◆ **Material for this task**
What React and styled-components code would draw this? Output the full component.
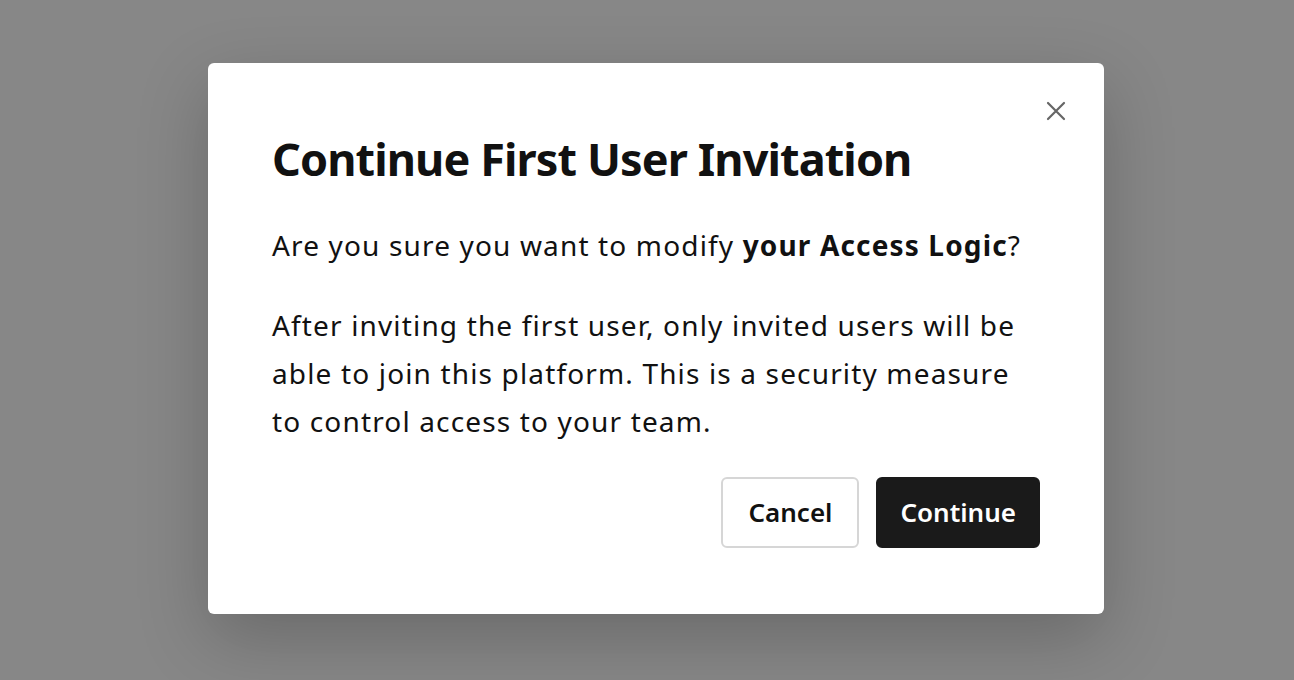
import React from 'react'
import styled, { createGlobalStyle } from 'styled-components'

const Global = createGlobalStyle`
  html, body {
    margin: 0;
    padding: 0;
    background: #878787;
    font-family: "Noto Sans", "Open Sans", sans-serif;
  }
`

const Overlay = styled.div`
  height: 680px;
  display: flex;
  align-items: center;
  justify-content: center;
  padding-left: 18px;
  padding-bottom: 4px;
  box-sizing: border-box;
  background: #878787;
`

const Modal = styled.div`
  position: relative;
  width: 896px;
  box-sizing: border-box;
  padding: 64px 64px 66px;
  background: #fff;
  border-radius: 6px;
  box-shadow: 0 24px 70px rgba(0, 0, 0, 0.22);
`

const Close = styled.button`
  position: absolute;
  top: 36px;
  right: 36px;
  width: 24px;
  height: 24px;
  padding: 0;
  border: none;
  background: none;
  color: #666;
  cursor: pointer;
  display: flex;
  align-items: center;
  justify-content: center;
`

const Title = styled.h1`
  margin: 0 0 30px;
  font-size: 45px;
  line-height: 64px;
  font-weight: 700;
  color: #111;
  letter-spacing: -0.9px;
`

const Text = styled.p`
  margin: 0 0 32px;
  font-size: 28px;
  line-height: 48px;
  letter-spacing: 1.15px;
  color: #111;
`

const Actions = styled.div`
  display: flex;
  justify-content: flex-end;
  gap: 17px;
  margin-top: 12px;
`

const Button = styled.button`
  height: 71px;
  padding: 0 ${p => (p.primary ? '22px' : '25px')};
  border-radius: 6px;
  font-family: inherit;
  font-size: 26px;
  font-weight: 600;
  cursor: pointer;
  border: 2px solid ${p => (p.primary ? '#1a1a1a' : '#d6d6d6')};
  background: ${p => (p.primary ? '#1a1a1a' : '#fff')};
  color: ${p => (p.primary ? '#fff' : '#111')};
`

const App = () => {
  return (
    <Overlay>
      <Global />
      <Modal>
        <Close aria-label="Close">
          <svg width="22" height="22" viewBox="0 0 22 22" fill="none" stroke="currentColor" strokeWidth="2.2" strokeLinecap="round">
            <path d="M3 3 L19 19 M19 3 L3 19" />
          </svg>
        </Close>
        <Title>Continue First User Invitation</Title>
        <Text>
          Are you sure you want to modify <b>your Access Logic</b>?
        </Text>
        <Text>
          After inviting the first user, only invited users will be able to join this platform. This is a security measure to control access to your team.
        </Text>
        <Actions>
          <Button>Cancel</Button>
          <Button primary>Continue</Button>
        </Actions>
      </Modal>
    </Overlay>
  )
}

export default App
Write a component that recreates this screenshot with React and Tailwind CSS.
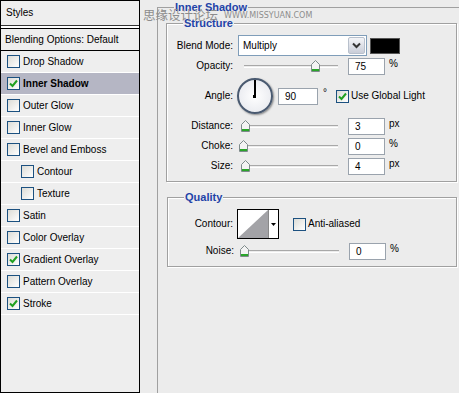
import React from 'react';

const styles = [
  { name: 'Drop Shadow' },
  { name: 'Inner Shadow', checked: true, active: true },
  { name: 'Outer Glow' },
  { name: 'Inner Glow' },
  { name: 'Bevel and Emboss' },
  { name: 'Contour', indent: true },
  { name: 'Texture', indent: true },
  { name: 'Satin' },
  { name: 'Color Overlay' },
  { name: 'Gradient Overlay', checked: true },
  { name: 'Pattern Overlay' },
  { name: 'Stroke', checked: true },
];

function Check({ checked }) {
  return (
    <span className="flex h-[13px] w-[13px] shrink-0 items-center justify-center border border-[#1c5180] bg-linear-to-br from-[#dcdcd6] to-white">
      {checked && (
        <svg width="9" height="9" viewBox="0 0 9 9">
          <path d="M1 4.5 L3.5 7 L8 1.5" stroke="#21a121" strokeWidth="2" fill="none" />
        </svg>
      )}
    </span>
  );
}

function Slider({ pos }) {
  return (
    <div className="relative h-[12px] w-[97px] shrink-0">
      <div className="absolute left-[3px] right-0 top-[5px] h-[3px] border-t border-b border-t-[#a8a8a8] border-b-white" />
      <svg className="absolute top-0" style={{ left: pos }} width="9" height="12" viewBox="0 0 9 12">
        <path d="M0.5 4.5 L4.5 0.5 L8.5 4.5 L8.5 11.5 L0.5 11.5 Z" fill="#f3f3f3" stroke="#7d8a8a" />
        <rect x="1" y="9" width="7" height="2" fill="#2aa52a" />
      </svg>
    </div>
  );
}

function Field({ value, w = 'w-[37px]' }) {
  return (
    <div className={`${w} flex h-[17px] shrink-0 items-center border border-[#9aa3ad] bg-white pl-[6px] pt-[1px]`}>
      {value}
    </div>
  );
}

function SliderRow({ label, pos, value, unit }) {
  return (
    <div className="flex h-[20px] items-center">
      <div className="w-[66px] shrink-0 text-right">{label}</div>
      <div className="ml-[8px]">
        <Slider pos={pos} />
      </div>
      <div className="ml-[10px]">
        <Field value={value} />
      </div>
      <span className="ml-[4px] -mt-[4px]">{unit}</span>
    </div>
  );
}

function Group({ title, className, children }) {
  return (
    <div className={`relative border border-[#a0a0a0] shadow-[inset_1px_1px_0_#fff,1px_1px_0_#fff] ${className}`}>
      <span className="absolute left-[16px] top-[-7px] bg-[#ececec] px-[1px] text-[11px] font-bold leading-[13px] text-[#1f43a8]">
        {title}
      </span>
      {children}
    </div>
  );
}

export default function App() {
  return (
    <div className="relative flex h-[393px] w-[459px] overflow-hidden bg-[#ececec] font-['Tahoma','Liberation_Sans',sans-serif] text-[10px] leading-[12px] text-black">
      {/* styles list */}
      <div className="flex h-[393px] w-[140px] shrink-0 flex-col border border-black bg-[#eeeeee]">
        <div className="flex h-[25px] items-center border-b border-[#333] pl-[5px]">Styles</div>
        <div className="h-[2px] bg-white" />
        <div className="flex h-[23px] items-center border-t border-b border-black pl-[4px]">Blending Options: Default</div>
        {styles.map((s) => (
          <div
            key={s.name}
            className={`flex h-[22px] items-center border-b border-white ${s.indent ? 'pl-[20px]' : 'pl-[6px]'} ${s.active ? 'bg-[#b5b6c4] font-bold' : ''}`}
          >
            <Check checked={s.checked} />
            <span className="ml-[3px]">{s.name}</span>
          </div>
        ))}
      </div>

      {/* options */}
      <div className="ml-[17px] mt-[7px] flex-1">
        <div className="relative h-[400px] border-l border-t border-[#a0a0a0] pl-[8px] pt-[15px]">
          <span className="absolute left-[16px] top-[-7px] bg-[#ececec] px-[1px] text-[11px] font-bold leading-[13px] text-[#1f43a8]">
            Inner Shadow
          </span>

          <Group title="Structure" className="w-[291px] pb-[5px] pt-[11px]">
            <div className="flex h-[21px] items-center">
              <div className="w-[66px] shrink-0 text-right">Blend Mode:</div>
              <div className="ml-[5px] flex h-[21px] w-[129px] items-center justify-between border border-[#7f9db9] bg-white pl-[4px] pr-[1px]">
                <span>Multiply</span>
                <span className="flex h-[17px] w-[17px] items-center justify-center rounded-[2px] border border-[#b8c0cc] bg-linear-to-b from-[#f4f5f8] to-[#c9cdd8]">
                  <svg width="9" height="7" viewBox="0 0 9 7">
                    <path d="M1 1.5 L4.5 5 L8 1.5" stroke="#333" strokeWidth="2" fill="none" />
                  </svg>
                </span>
              </div>
              <div className="ml-[3px] h-[16px] w-[30px] border border-[#555] bg-black" />
            </div>

            <SliderRow label="Opacity:" pos={70} value="75" unit="%" />

            <div className="flex h-[40px] items-center">
              <div className="w-[66px] shrink-0 text-right">Angle:</div>
              <div className="relative ml-[4px] h-[36px] w-[36px] shrink-0 rounded-full border-2 border-[#4a5a70] bg-radial from-white to-[#e4e6ec] shadow-[1px_1px_2px_#888]">
                <span className="absolute left-[15px] top-0 h-[16px] w-[2px] bg-black" />
                <span className="absolute left-[14px] top-[15px] h-[3px] w-[3px] bg-black" />
              </div>
              <div className="ml-[5px]">
                <Field value="90" w="w-[40px]" />
              </div>
              <span className="ml-[5px] -mt-[6px] text-[10px]">°</span>
              <div className="ml-[9px] flex items-center">
                <Check checked />
                <span className="ml-[2px]">Use Global Light</span>
              </div>
            </div>

            <SliderRow label="Distance:" pos={0} value="3" unit="px" />
            <SliderRow label="Choke:" pos={-2} value="0" unit="%" />
            <SliderRow label="Size:" pos={0} value="4" unit="px" />
          </Group>

          <Group title="Quality" className="ml-[1px] mt-[15px] w-[290px] pb-[5px] pt-[11px]">
            <div className="flex h-[30px] items-center">
              <div className="w-[65px] shrink-0 text-right">Contour:</div>
              <div className="ml-[4px] flex h-[30px] w-[42px] border border-black bg-white">
                <svg width="30" height="28" viewBox="0 0 30 28" className="shrink-0">
                  <path d="M0 28 L30 0 L30 28 Z" fill="#a3a3a7" />
                </svg>
                <div className="flex flex-1 items-center justify-center border-l border-[#888]">
                  <svg width="5" height="3" viewBox="0 0 5 3">
                    <path d="M0 0 L5 0 L2.5 3 Z" fill="#000" />
                  </svg>
                </div>
              </div>
              <div className="ml-[14px] flex items-center">
                <Check />
                <span className="ml-[2px]">Anti-aliased</span>
              </div>
            </div>
            <div className="mt-[2px]">
              <SliderRow label="Noise:" pos={-2} value="0" unit="%" />
            </div>
          </Group>
        </div>
      </div>

      {/* watermark */}
      <div className="absolute left-[143px] top-[8px] flex items-end text-[#8c8c8c]">
        <span className="font-['Noto_Sans_CJK_SC',sans-serif] text-[12.5px] leading-[13px]">思缘设计论坛</span>
        <span className="ml-[6px] font-['DejaVu_Sans',sans-serif] text-[8px] leading-[10px]">WWW.MISSYUAN.COM</span>
      </div>
    </div>
  );
}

◆ **Short problem**
Extract the stretch of lines that begins at the line with "Write a component" and ends at the line with "import React from 'react';", inclusive. Omit every picture.

◆ **In response**
Write a component that recreates this screenshot with React and Tailwind CSS.
import React from 'react';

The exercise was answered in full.